A collaboration between Argentina, Chile and Spain called CIELO: Chemo-dynamical Properties of Galaxies and the Cosmic Web (“cielo” is “sky” in Spanish), the team’s research predates the covid pandemic and will continue for at least another five years.
Without doubt Chile is the world’s capital for optical astronomy —- with international telescopes and observatories throughout the country’s arid northern tier. But despite Chile’s bounty of telescopes, its reputation as a center for theoretical astrophysics still lags.
Yet two Argentine-born mathematicians turned astrophysicists —- Patricia Tissera and Susana Pedrosa —- are trying to change all that in an international partnership that uses numerical simulations to create a virtual universe composed of binary code; literally zeros and ones.
CIELO is a project that aims to create a virtual universe to study how galaxies form, and particularly how our Milky Way formed, Patricia Tissera, the CIELO principal investigator, and an astrophysicist at the Pontificia Universidad Catolica de Chile, told me during a sit-down interview in Santiago.
Each simulation’s millions of particles are numbers that represent a volume of mass.
The results of these numerical experiments are then compared with observations, Susana Pedrosa, a CIELO team member, and research astrophysicist at CONICET-UBA, told me at her office in Buenos Aires.
This enables us to refine our models, identify and incorporate missing physical processes, and make predictions that can be tested against observations, she says.
How Does It Work?
We take the velocities, the mass distribution, the temperature, the chemical elements in the stars, and in the gas surrounding the stars and compare those with observations, says Tissera. From this comparison, we learn if we have assumed the correct hypotheses or if they need to be modified, she says.
This is a game that never ends, says Tissera.
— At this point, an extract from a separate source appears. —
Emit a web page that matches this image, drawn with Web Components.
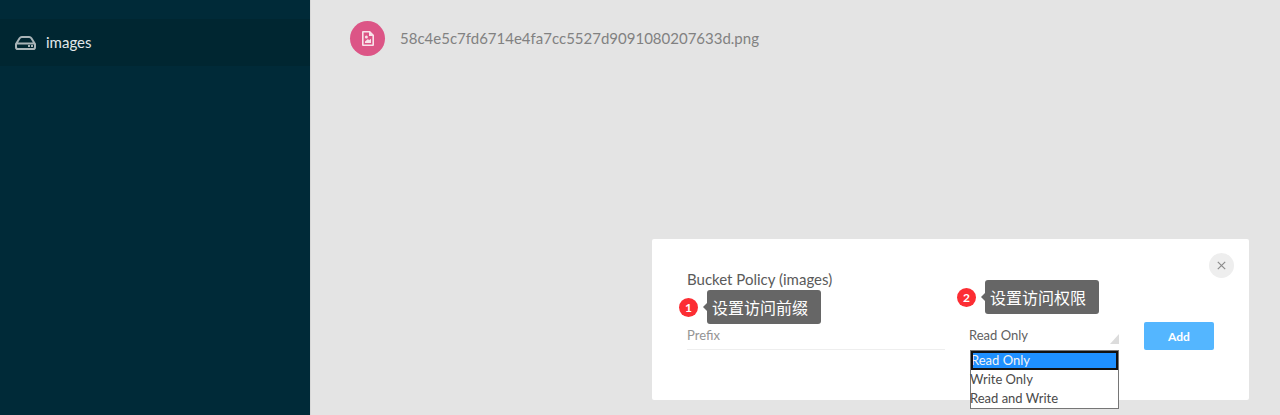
<!DOCTYPE html>
<html>
<head>
<meta charset="utf-8">
<title>Bucket Policy</title>
<style>
  html, body { margin: 0; height: 415px; overflow: hidden; }
  body { font-family: Lato, "Noto Sans CJK SC", sans-serif; }
  #app { display: flex; height: 415px; }
</style>
</head>
<body>
<div id="app">
  <side-bar>
    <bucket-item>images</bucket-item>
  </side-bar>
  <main-pane>
    <file-row>58c4e5c7fd6714e4fa7cc5527d9091080207633d.png</file-row>
    <policy-dialog slot="dialog" bucket="images"></policy-dialog>
  </main-pane>
</div>

<script>
function define(name, html) {
  customElements.define(name, class extends HTMLElement {
    constructor() {
      super();
      this.attachShadow({ mode: "open" }).innerHTML = html;
    }
  });
}

define("side-bar", `
  <style>
    :host { display: block; flex: 0 0 310px; background: #002a38; padding-top: 19px; box-sizing: border-box; }
  </style>
  <slot></slot>
`);

define("bucket-item", `
  <style>
    :host { display: flex; align-items: center; height: 47px; padding-left: 15px; gap: 10px; background: #002631;
      color: #e2e8ea; font: 400 15px Lato, sans-serif; }
    svg { display: block; }
    .label { margin-top: -2px; }
  </style>
  <svg width="21" height="14" viewBox="0 0 21 14" fill="none">
    <path d="M1 8 L4.6 2.2 Q5.4 1 6.8 1 H14.2 Q15.6 1 16.4 2.2 L20 8 V11.2 Q20 13 18.2 13 H2.8 Q1 13 1 11.2 Z M1.4 7.4 H19.6" stroke="#a9b4b8" stroke-width="2" stroke-linejoin="round"/>
    <rect x="13" y="9" width="2" height="2" fill="#a9b4b8"/>
    <rect x="16" y="9" width="2" height="2" fill="#a9b4b8"/>
  </svg>
  <span class="label"><slot></slot></span>
`);

define("main-pane", `
  <style>
    :host { display: flex; flex-direction: column; flex: 1; background: #e4e4e4; border-left: 1px solid #d8d8d8; box-sizing: border-box; }
    .list { flex: 1; padding: 21px 0 0 39px; }
    .foot { display: flex; justify-content: flex-end; padding: 0 31px 15px 0; }
  </style>
  <div class="list"><slot></slot></div>
  <div class="foot"><slot name="dialog"></slot></div>
`);

define("file-row", `
  <style>
    :host { display: flex; align-items: center; gap: 15px; color: #818181; font: 400 15px Lato, sans-serif; }
    .ico { width: 35px; height: 35px; border-radius: 50%; background: #dc5586; display: flex; align-items: center; justify-content: center; }
    .name { margin-top: -2px; }
    svg { display: block; }
  </style>
  <span class="ico">
    <svg width="12" height="15" viewBox="0 0 12 15">
      <path fill-rule="evenodd" fill="#f8e3ea" d="M1 0 H8 L12 4 V14 Q12 15 11 15 H1 Q0 15 0 14 V1 Q0 0 1 0 Z M1.6 1.6 V13.4 H10.4 V5 H7 V1.6 Z"/>
      <path fill="#f8e3ea" d="M3 12 V10.4 L6 8 L7 9.2 L9 7.8 V12 Z"/>
      <circle cx="4.4" cy="6" r="1.5" fill="#f8e3ea"/>
    </svg>
  </span>
  <span class="name"><slot></slot></span>
`);

define("hint-tip", `
  <style>
    :host { display: flex; align-items: center; position: absolute; color: #fff; font: 400 16px "Noto Sans CJK SC", sans-serif; }
    .num { width: 19px; height: 19px; border-radius: 50%; background: #fc2d33; font: 700 12px Lato, sans-serif; display: flex; align-items: center; justify-content: center; margin-right: 9px; }
    .box { position: relative; background: #666; border-radius: 3px; height: 34px; line-height: 34px; padding: 0 13px 0 5px; white-space: nowrap; }
    .box::before { content: ""; position: absolute; left: -4px; top: 13px; border: 4px solid transparent; border-left: 0; border-right-color: #666; }
  </style>
  <span class="num"><slot name="n"></slot></span>
  <span class="box"><slot></slot></span>
`);

define("policy-dialog", `
  <style>
    :host { display: block; position: relative; box-sizing: border-box; width: 597px; height: 161px; background: #fff; border-radius: 2px; padding: 32px 35px 0; color: #555; font: 400 14px Lato, sans-serif; }
    h4 { margin: 0; font: 400 15px/17px Lato, sans-serif; color: #5a5a5a; }
    .form { display: flex; align-items: flex-start; margin-top: 38px; }
    .prefix { width: 258px; height: 24px; box-sizing: border-box; border-bottom: 1px solid #eee; color: #949494; font-size: 13px; line-height: 19px; }
    .pick { position: relative; width: 150px; height: 25px; margin-left: 24px; color: #606060; font-size: 13px; line-height: 19px; }
    .arrow { position: absolute; right: 0; top: 8px; width: 0; height: 0; border-style: solid; border-width: 0 0 10px 9px; border-color: transparent transparent #dcdcdc transparent; }
    .menu { position: absolute; left: 1px; top: 24px; width: 149px; box-sizing: border-box; border: 1px solid #767676; background: #fff; color: #4a4a4a; font-size: 13px; line-height: 19px; }
    .menu div { height: 19px; text-indent: -1px; }
    .menu .sel { box-sizing: border-box; background: #1e90ff; color: #f4f4f4; outline: 2px solid #111; outline-offset: -2px; text-indent: 0; }
    .add { margin-left: 25px; margin-top: -4px; width: 70px; height: 28px; border: 0; border-radius: 2px; padding: 0; background: #54b6ff; color: #fff; font: 700 12px Lato, sans-serif; }
    .close { position: absolute; top: 14px; right: 15px; width: 25px; height: 25px; border-radius: 50%; background: #eee; display: flex; align-items: center; justify-content: center; }
    svg { display: block; }
    .t1 { left: 27px; top: 51px; }
    .t2 { left: 305px; top: 41px; }
  </style>
  <h4>Bucket Policy (<span id="b"></span>)</h4>
  <div class="form">
    <div class="prefix">Prefix</div>
    <div class="pick">Read Only<span class="arrow"></span>
      <div class="menu">
        <div class="sel">Read Only</div>
        <div>Write Only</div>
        <div>Read and Write</div>
      </div>
    </div>
    <button class="add">Add</button>
  </div>
  <span class="close">
    <svg width="9" height="9" viewBox="0 0 9 9"><path d="M.8 .8 L8.2 8.2 M8.2 .8 L.8 8.2" stroke="#8b8b8b" stroke-width="1.2"/></svg>
  </span>
  <hint-tip class="t1"><span slot="n">1</span>设置访问前缀</hint-tip>
  <hint-tip class="t2"><span slot="n">2</span>设置访问权限</hint-tip>
`);

customElements.whenDefined("policy-dialog").then(function () {
  document.querySelectorAll("policy-dialog").forEach(function (d) {
    d.shadowRoot.getElementById("b").textContent = d.getAttribute("bucket");
  });
});
</script>
</body>
</html>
During the galaxy’s beginnings, gas and dust from the early cosmos streamed into our Milky Way’s dark matter halo, a hypothetical gravitationally bound region surrounding the galaxy. This halo, in turn, attracted enough gas and dust to begin forming our Milky Way’s earliest molecular clumps which eventually turned into stars.
It’s All About Cosmic Feedback
When supernova explosions occur, a significant amount of energy and chemical elements is released back into the interstellar medium, altering its chemical and thermodynamic properties, says pedrosa. This is crucial for regulating star formation, she says.
How Unique Is Our Milky Way?
It is a common galaxy, but it’s rare in the sense that it didn’t have a massive merger in the last in the last several billion years, says Tissera.
Three billion years after the big bang, the morphology of our Milky Way was pretty well fixed.
Neither Tissera nor Pedrosa think that our Milky Way is a major outlier in the realm of spiral galaxies. But its chemical develop is such that it’s obvious that we have benefited from billions of years of chemical enrichment. Our earth contains a plethora of iron and rare earth metals that were created through stellar nucleosynthesis during billions of years of supernovae enrichment.
It all gives pause to wonder if there is an astrobiological vector in our cosmic evolution. It’s hard to believe that we are the only intelligent species to have benefited from such chemical enrichment over cosmic time. In the end, it’s likely that sheer physics, chemistry and ultimately, biology would win out.
We are lucky to live on a planet that has all the chemical elements needed for life as we know it, says Tissera. This is a very distinctive place in our galaxy, so we should take care of this planet, she says.